Grannit moved to take a closer look at Mallory. He studied the angle of the wounds, visualizing him back at the checkpoint, trying to re-create the encounter.

He was behind you. You turned and he fired point-blank. He thought the first shot took you out. The second and third were afterthoughts, as you fell. Then he got distracted by the other men and assumed you were dead. He killed Private Ellis, while the second shooter took care of Anderson. Then he killed the second shooter, his own man.

Why?

Because he was hit. Private Anderson returned fire and shot him before he went down. Chest wound from an M1. Possibly fatal, but not right away. So our man didn’t want to take a chance and leave one of his own behind.

Two head shots. No hesitation. Kills his own man. They toss his body next to the other vics, take all their tags, placing a big bet nobody would notice this stranger among them. Drive on to Elsenborn.

Two officers, one private driving the jeep. One lieutenant who does the talking, and probably the shooting. All the way from Twelfth Army, Bradley’s HQ in Luxembourg, almost a hundred miles south.

So who treated Mallory’s wound before we got there?

Grannit shook his head to stay awake and rubbed a hand over his eyes, waves of fatigue washing through him. He’d been gunning for forty-eight hours straight; it was a sudden struggle to keep his thoughts on track.

Fuck it. The trail was cold.

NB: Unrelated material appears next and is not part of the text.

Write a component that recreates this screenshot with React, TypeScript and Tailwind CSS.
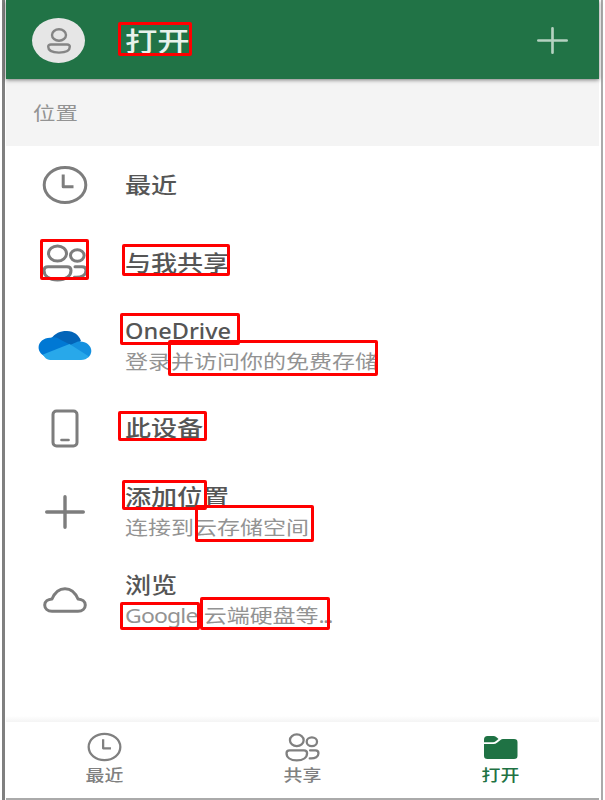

Now the Krauts launch this offensive. That tipped over the fucking applecart. No chance he’d ever get to the bottom of this now.

The idea burned a hole in him. He never let go of a case while he was on the job. Why should it be any different over here? Because life was cheaper? Did that make these murders any less important?

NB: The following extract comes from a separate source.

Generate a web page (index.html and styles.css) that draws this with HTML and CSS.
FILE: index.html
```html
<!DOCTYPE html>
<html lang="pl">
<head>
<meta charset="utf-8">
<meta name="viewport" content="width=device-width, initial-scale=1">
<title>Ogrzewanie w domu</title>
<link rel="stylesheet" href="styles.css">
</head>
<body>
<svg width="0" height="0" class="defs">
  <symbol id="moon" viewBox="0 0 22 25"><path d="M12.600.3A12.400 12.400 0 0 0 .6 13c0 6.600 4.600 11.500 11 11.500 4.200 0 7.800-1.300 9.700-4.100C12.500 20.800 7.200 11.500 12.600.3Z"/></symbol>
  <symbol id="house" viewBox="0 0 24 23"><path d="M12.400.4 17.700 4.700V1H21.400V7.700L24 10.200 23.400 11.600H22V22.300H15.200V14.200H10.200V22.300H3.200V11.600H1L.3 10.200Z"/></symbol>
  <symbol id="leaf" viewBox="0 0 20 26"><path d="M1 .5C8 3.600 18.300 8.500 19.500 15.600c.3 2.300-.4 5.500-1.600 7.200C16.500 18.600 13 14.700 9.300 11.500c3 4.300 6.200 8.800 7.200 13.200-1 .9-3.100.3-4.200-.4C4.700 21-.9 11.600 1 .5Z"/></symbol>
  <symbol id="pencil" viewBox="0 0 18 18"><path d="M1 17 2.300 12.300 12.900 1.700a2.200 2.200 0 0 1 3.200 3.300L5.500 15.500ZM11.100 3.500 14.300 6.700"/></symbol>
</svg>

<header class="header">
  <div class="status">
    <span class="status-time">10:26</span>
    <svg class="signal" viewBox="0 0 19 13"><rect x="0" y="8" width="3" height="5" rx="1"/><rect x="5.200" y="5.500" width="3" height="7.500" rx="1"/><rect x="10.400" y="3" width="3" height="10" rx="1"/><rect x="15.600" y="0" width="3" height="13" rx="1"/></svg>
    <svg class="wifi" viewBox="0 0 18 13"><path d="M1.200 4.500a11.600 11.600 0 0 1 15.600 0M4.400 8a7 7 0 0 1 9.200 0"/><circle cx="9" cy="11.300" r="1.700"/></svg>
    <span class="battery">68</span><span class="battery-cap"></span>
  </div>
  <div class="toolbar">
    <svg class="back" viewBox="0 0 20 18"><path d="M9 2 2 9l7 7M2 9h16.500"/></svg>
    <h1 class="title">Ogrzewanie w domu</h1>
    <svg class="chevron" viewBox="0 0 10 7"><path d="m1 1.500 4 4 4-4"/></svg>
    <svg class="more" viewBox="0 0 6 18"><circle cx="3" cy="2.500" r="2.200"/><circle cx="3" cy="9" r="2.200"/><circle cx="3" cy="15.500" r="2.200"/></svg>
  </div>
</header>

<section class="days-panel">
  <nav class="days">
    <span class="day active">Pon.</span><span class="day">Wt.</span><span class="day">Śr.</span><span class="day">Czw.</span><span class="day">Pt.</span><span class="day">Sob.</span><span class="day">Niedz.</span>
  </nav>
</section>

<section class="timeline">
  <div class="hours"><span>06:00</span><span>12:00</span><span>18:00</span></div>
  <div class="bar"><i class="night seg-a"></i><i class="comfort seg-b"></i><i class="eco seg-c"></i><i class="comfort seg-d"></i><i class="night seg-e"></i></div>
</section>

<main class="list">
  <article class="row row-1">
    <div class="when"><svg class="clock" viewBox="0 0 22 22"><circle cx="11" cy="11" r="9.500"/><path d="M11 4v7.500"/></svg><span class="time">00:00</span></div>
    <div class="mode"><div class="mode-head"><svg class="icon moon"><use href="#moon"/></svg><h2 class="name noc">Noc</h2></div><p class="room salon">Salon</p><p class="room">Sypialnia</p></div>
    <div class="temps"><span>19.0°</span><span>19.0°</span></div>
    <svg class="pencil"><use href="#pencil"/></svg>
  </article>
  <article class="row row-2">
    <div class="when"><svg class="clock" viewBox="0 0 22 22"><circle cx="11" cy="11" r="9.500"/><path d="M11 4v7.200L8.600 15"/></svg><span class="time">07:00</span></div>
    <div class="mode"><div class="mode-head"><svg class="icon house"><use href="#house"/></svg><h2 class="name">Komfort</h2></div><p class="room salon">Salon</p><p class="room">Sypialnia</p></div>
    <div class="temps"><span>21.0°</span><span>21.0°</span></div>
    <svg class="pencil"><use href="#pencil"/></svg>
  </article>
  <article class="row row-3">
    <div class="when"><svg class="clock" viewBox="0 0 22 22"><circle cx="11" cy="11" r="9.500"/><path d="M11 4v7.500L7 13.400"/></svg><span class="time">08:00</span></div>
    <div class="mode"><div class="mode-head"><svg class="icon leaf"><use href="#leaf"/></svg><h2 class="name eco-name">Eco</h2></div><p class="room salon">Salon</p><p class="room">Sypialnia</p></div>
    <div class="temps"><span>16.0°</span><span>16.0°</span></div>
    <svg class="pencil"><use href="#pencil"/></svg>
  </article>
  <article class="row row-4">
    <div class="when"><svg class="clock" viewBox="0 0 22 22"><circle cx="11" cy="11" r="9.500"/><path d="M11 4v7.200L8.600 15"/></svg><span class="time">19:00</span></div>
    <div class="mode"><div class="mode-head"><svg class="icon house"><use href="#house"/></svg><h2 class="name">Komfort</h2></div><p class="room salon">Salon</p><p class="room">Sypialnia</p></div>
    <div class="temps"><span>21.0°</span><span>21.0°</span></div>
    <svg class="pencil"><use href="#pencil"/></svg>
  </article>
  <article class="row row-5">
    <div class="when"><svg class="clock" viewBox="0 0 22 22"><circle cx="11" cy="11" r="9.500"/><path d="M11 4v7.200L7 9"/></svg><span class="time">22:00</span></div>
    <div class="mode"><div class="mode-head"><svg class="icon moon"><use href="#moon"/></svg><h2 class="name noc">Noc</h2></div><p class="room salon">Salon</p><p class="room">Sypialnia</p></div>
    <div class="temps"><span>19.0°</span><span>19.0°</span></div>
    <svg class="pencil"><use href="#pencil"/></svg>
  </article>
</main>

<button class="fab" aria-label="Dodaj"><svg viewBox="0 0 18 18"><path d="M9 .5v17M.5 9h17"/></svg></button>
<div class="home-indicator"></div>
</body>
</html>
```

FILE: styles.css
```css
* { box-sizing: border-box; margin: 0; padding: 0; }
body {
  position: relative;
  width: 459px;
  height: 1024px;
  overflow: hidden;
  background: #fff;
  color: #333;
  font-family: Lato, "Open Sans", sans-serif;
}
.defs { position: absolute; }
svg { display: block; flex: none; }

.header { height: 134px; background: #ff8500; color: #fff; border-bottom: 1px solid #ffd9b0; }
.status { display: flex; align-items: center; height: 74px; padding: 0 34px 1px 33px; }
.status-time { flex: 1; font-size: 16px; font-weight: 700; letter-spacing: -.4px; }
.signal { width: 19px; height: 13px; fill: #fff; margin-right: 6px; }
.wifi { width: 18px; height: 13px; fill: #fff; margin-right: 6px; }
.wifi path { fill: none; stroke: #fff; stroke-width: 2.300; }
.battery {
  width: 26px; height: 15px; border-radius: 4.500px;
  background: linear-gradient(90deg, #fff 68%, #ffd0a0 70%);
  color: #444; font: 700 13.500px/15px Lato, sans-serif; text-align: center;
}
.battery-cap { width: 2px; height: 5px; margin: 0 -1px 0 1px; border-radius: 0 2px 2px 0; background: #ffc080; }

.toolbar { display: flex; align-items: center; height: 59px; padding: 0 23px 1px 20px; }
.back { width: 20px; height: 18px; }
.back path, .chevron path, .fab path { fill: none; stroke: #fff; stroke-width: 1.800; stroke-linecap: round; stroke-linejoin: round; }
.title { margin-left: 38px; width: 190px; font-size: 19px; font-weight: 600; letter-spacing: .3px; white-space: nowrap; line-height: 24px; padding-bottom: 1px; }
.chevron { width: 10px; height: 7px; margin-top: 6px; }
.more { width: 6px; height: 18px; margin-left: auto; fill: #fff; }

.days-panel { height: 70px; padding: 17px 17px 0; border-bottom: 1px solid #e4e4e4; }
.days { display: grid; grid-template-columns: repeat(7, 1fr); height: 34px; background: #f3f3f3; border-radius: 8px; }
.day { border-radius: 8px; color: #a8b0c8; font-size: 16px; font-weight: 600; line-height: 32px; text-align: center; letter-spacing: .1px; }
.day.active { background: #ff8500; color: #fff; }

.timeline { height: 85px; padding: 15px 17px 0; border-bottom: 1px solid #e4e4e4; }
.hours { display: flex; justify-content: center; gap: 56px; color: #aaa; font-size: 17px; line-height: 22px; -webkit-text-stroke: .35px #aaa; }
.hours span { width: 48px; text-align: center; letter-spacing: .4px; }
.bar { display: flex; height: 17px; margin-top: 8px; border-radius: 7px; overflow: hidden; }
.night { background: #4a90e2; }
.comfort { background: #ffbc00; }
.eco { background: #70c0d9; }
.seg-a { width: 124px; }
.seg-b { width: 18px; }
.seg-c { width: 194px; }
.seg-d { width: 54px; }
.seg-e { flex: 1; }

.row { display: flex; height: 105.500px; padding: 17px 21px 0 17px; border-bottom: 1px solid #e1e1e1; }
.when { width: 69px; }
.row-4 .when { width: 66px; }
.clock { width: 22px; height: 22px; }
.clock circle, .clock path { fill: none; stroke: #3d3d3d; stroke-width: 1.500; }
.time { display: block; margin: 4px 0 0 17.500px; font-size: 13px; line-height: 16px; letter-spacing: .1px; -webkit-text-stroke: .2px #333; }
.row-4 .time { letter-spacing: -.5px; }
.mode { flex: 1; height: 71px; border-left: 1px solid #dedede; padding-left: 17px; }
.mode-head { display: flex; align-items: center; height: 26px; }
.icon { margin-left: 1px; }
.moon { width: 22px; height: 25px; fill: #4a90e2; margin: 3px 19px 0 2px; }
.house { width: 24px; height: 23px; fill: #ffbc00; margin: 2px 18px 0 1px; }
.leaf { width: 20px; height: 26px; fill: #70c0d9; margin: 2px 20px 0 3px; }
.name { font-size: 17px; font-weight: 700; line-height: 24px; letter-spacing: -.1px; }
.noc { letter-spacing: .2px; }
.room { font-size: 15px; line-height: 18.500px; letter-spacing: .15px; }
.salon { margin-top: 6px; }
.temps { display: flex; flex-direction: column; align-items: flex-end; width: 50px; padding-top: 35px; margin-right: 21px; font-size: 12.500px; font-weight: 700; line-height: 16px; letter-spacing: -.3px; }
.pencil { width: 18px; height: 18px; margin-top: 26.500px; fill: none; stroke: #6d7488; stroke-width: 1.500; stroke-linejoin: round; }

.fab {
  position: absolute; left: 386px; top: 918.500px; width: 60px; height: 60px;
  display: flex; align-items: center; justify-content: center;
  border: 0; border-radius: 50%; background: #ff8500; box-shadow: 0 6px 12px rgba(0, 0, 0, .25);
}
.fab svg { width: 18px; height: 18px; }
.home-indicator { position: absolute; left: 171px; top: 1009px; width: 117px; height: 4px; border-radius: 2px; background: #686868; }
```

Vince Mallory lying there, hanging by a thread, his life shattered. Somebody did this to him. Find out who.

No excuse not to finish the job. He’d made that promise a long time ago, and backed it up ever since.

His mind kept working through the fatigue. Don’t let go. There’s more to this than you can see.

He needed coffee. He went to look for some.

Captain Hardy of the 291st Engineer Combat Battalion led his small convoy into Malmédy at 7:45 A.M. They found the tent complex of the 67th Evac Hospital on the outskirts of town. Bernie pulled up outside next to a line of ambulances. Hardy stopped his jeep alongside them and barked directions.

“Get your man squared away. Our rally point’s near the cathedral on the eastern approach.”

“We’ll be there,” said Von Leinsdorf, snapping a salute.

Hardy’s jeep pulled away. The medic helped Bernie guide Preuss down from the back of their Willys.

“We’ll get him inside,” said Bernie. “Thanks for your help.”

The medic swung onto the back of one of the convoy trucks as it drove off. Preuss stumbled and Von Leinsdorf grabbed his other arm. They propped him up between them, through the traffic congesting the front of the tent. Preuss moaned, half-conscious, in a morphine haze.

“What the hell do we do?” asked Bernie.

“We can’t leave him here,” said Von Leinsdorf. “For obvious reasons.”

Two nurses stationed at the entrance trotted out to help.

“Where’s he hit?” one of them asked.

“Right shoulder,” said Von Leinsdorf.

“Bring him this way.”

Holding Preuss between them, they followed the nurses into the tent, then set him down on a stretcher in a waiting area overflowing with wounded. A passing nurse kneeled down to take a look at Preuss just after he hit the canvas.

“He’s had first aid already,” said Dorothy Skogan.

“Medic gave us a hand on the way in,” said Von Leinsdorf. “What’s the procedure?”